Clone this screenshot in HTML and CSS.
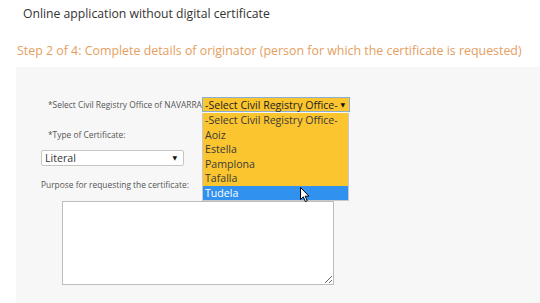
FILE: index.html
```html
<!DOCTYPE html>
<html lang="en">
  <head>
    <meta charset="UTF-8" />
    <title>Online application without digital certificate</title>
    <link rel="stylesheet" href="styles.css">
  </head>
  <body>
    <header class="intro">
      <h1 class="title">Online application without digital certificate</h1>
      <h2 class="step">Step 2 of 4: Complete details of originator (person for which the certificate is requested)</h2>
    </header>

    <main class="panel">
      <form class="cert-form">
        <div class="row row-office">
          <label class="label label-office">*Select Civil Registry Office of NAVARRA:</label>
          <div class="combo">
            <div class="combo-box">
              <span>-Select Civil Registry Office-</span>
              <span class="arrow">&#9660;</span>
            </div>
            <ul class="combo-list">
              <li>-Select Civil Registry Office-</li>
              <li>Aoiz</li>
              <li>Estella</li>
              <li>Pamplona</li>
              <li>Tafalla</li>
              <li class="active">Tudela</li>
            </ul>
            <svg class="pointer" width="10" height="16" viewBox="0 0 10 16">
              <path d="M0.5 0.5 L0.5 12.5 L3.3 9.8 L5.3 14.6 L7.2 13.8 L5.2 9.2 L9 9.2 Z" fill="#fff" stroke="#000" stroke-width="1" stroke-linejoin="round" />
            </svg>
          </div>
        </div>

        <label class="label label-type">*Type of Certificate:</label>
        <div class="select-plain">
          <span>Literal</span>
          <span class="arrow">&#9660;</span>
        </div>

        <label class="label label-purpose">Purpose for requesting the certificate:</label>
        <textarea class="purpose"></textarea>
      </form>
    </main>
  </body>
</html>
```

FILE: styles.css
```css
body {
  margin: 0;
  font-family: "Open Sans", "DejaVu Sans", sans-serif;
  background-color: #fff;
  color: #333;
  overflow: hidden;
}
.intro {
  padding: 5px 0 0 17px;
}
.title {
  margin: 0 0 0 6px;
  font-size: 12.2px;
  font-weight: normal;
  line-height: 18px;
  color: #333;
}
.step {
  margin: 19px 0 0;
  font-size: 12.4px;
  font-weight: normal;
  line-height: 18px;
  color: #e59e5e;
  white-space: nowrap;
}
.panel {
  margin: 7px 0 0 16px;
  height: 236px;
  padding-top: 30px;
  box-sizing: border-box;
  background-color: #f7f7f7;
}
.cert-form {
  display: flex;
  flex-direction: column;
  align-items: flex-start;
}
.row {
  display: flex;
  align-items: center;
}
.row-office {
  margin-left: 32px;
  height: 15px;
}
.label {
  font-size: 8.4px;
  line-height: 12px;
  color: #555;
  white-space: nowrap;
}
.label-office {
  width: 154px;
  overflow: hidden;
}
.label-type {
  margin: 17px 0 0 32px;
}
.label-purpose {
  margin: 13px 0 0 25px;
}
.combo {
  position: relative;
}
.combo-box {
  width: 148px;
  height: 15px;
  box-sizing: border-box;
  padding: 0 4px 0 2px;
  display: flex;
  align-items: center;
  justify-content: space-between;
  background-color: #fbc52f;
  border: 1px solid #8aaed3;
  font-size: 10.6px;
  color: #222;
  white-space: nowrap;
}
.arrow {
  font-size: 6px;
  color: #111;
}
.combo-list {
  position: absolute;
  top: 16px;
  left: 0;
  width: 147px;
  margin: 0;
  padding: 0;
  list-style: none;
  background-color: #fbc52f;
  border: 1px solid #c9c9c9;
  border-top: none;
  box-sizing: border-box;
  z-index: 2;
}
.combo-list li {
  height: 14.5px;
  line-height: 14.5px;
  padding-left: 2px;
  font-size: 10.6px;
  color: #3a3a3a;
  white-space: nowrap;
}
.combo-list li.active {
  background-color: #3092ee;
  color: #fff;
}
.pointer {
  position: absolute;
  left: 98px;
  top: 90px;
  z-index: 3;
}
.select-plain {
  margin: 9px 0 0 25px;
  width: 143px;
  height: 16px;
  box-sizing: border-box;
  padding: 0 6px 0 3px;
  display: flex;
  align-items: center;
  justify-content: space-between;
  background-color: #fff;
  border: 1px solid #c6c6c6;
  border-radius: 2px;
  font-size: 10.6px;
  color: #333;
}
.purpose {
  margin: 10px 0 0 46px;
  width: 272px;
  height: 84px;
  box-sizing: border-box;
  border: 1px solid #bdbdbd;
  background-color: #fff;
  resize: both;
  font-family: inherit;
}
```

*-*-*

• _PROBLEM TO SOLVE_
Repeat the data exactly, without the pictures.

• _PROBLEM SOLUTION_
Clone this screenshot in HTML and CSS.
FILE: index.html
```html
<!DOCTYPE html>
<html lang="en">
  <head>
    <meta charset="UTF-8" />
    <title>Online application without digital certificate</title>
    <link rel="stylesheet" href="styles.css">
  </head>
  <body>
    <header class="intro">
      <h1 class="title">Online application without digital certificate</h1>
      <h2 class="step">Step 2 of 4: Complete details of originator (person for which the certificate is requested)</h2>
    </header>

    <main class="panel">
      <form class="cert-form">
        <div class="row row-office">
          <label class="label label-office">*Select Civil Registry Office of NAVARRA:</label>
          <div class="combo">
            <div class="combo-box">
              <span>-Select Civil Registry Office-</span>
              <span class="arrow">&#9660;</span>
            </div>
            <ul class="combo-list">
              <li>-Select Civil Registry Office-</li>
              <li>Aoiz</li>
              <li>Estella</li>
              <li>Pamplona</li>
              <li>Tafalla</li>
              <li class="active">Tudela</li>
            </ul>
            <svg class="pointer" width="10" height="16" viewBox="0 0 10 16">
              <path d="M0.5 0.5 L0.5 12.5 L3.3 9.8 L5.3 14.6 L7.2 13.8 L5.2 9.2 L9 9.2 Z" fill="#fff" stroke="#000" stroke-width="1" stroke-linejoin="round" />
            </svg>
          </div>
        </div>

        <label class="label label-type">*Type of Certificate:</label>
        <div class="select-plain">
          <span>Literal</span>
          <span class="arrow">&#9660;</span>
        </div>

        <label class="label label-purpose">Purpose for requesting the certificate:</label>
        <textarea class="purpose"></textarea>
      </form>
    </main>
  </body>
</html>
```

FILE: styles.css
```css
body {
  margin: 0;
  font-family: "Open Sans", "DejaVu Sans", sans-serif;
  background-color: #fff;
  color: #333;
  overflow: hidden;
}
.intro {
  padding: 5px 0 0 17px;
}
.title {
  margin: 0 0 0 6px;
  font-size: 12.2px;
  font-weight: normal;
  line-height: 18px;
  color: #333;
}
.step {
  margin: 19px 0 0;
  font-size: 12.4px;
  font-weight: normal;
  line-height: 18px;
  color: #e59e5e;
  white-space: nowrap;
}
.panel {
  margin: 7px 0 0 16px;
  height: 236px;
  padding-top: 30px;
  box-sizing: border-box;
  background-color: #f7f7f7;
}
.cert-form {
  display: flex;
  flex-direction: column;
  align-items: flex-start;
}
.row {
  display: flex;
  align-items: center;
}
.row-office {
  margin-left: 32px;
  height: 15px;
}
.label {
  font-size: 8.4px;
  line-height: 12px;
  color: #555;
  white-space: nowrap;
}
.label-office {
  width: 154px;
  overflow: hidden;
}
.label-type {
  margin: 17px 0 0 32px;
}
.label-purpose {
  margin: 13px 0 0 25px;
}
.combo {
  position: relative;
}
.combo-box {
  width: 148px;
  height: 15px;
  box-sizing: border-box;
  padding: 0 4px 0 2px;
  display: flex;
  align-items: center;
  justify-content: space-between;
  background-color: #fbc52f;
  border: 1px solid #8aaed3;
  font-size: 10.6px;
  color: #222;
  white-space: nowrap;
}
.arrow {
  font-size: 6px;
  color: #111;
}
.combo-list {
  position: absolute;
  top: 16px;
  left: 0;
  width: 147px;
  margin: 0;
  padding: 0;
  list-style: none;
  background-color: #fbc52f;
  border: 1px solid #c9c9c9;
  border-top: none;
  box-sizing: border-box;
  z-index: 2;
}
.combo-list li {
  height: 14.5px;
  line-height: 14.5px;
  padding-left: 2px;
  font-size: 10.6px;
  color: #3a3a3a;
  white-space: nowrap;
}
.combo-list li.active {
  background-color: #3092ee;
  color: #fff;
}
.pointer {
  position: absolute;
  left: 98px;
  top: 90px;
  z-index: 3;
}
.select-plain {
  margin: 9px 0 0 25px;
  width: 143px;
  height: 16px;
  box-sizing: border-box;
  padding: 0 6px 0 3px;
  display: flex;
  align-items: center;
  justify-content: space-between;
  background-color: #fff;
  border: 1px solid #c6c6c6;
  border-radius: 2px;
  font-size: 10.6px;
  color: #333;
}
.purpose {
  margin: 10px 0 0 46px;
  width: 272px;
  height: 84px;
  box-sizing: border-box;
  border: 1px solid #bdbdbd;
  background-color: #fff;
  resize: both;
  font-family: inherit;
}
```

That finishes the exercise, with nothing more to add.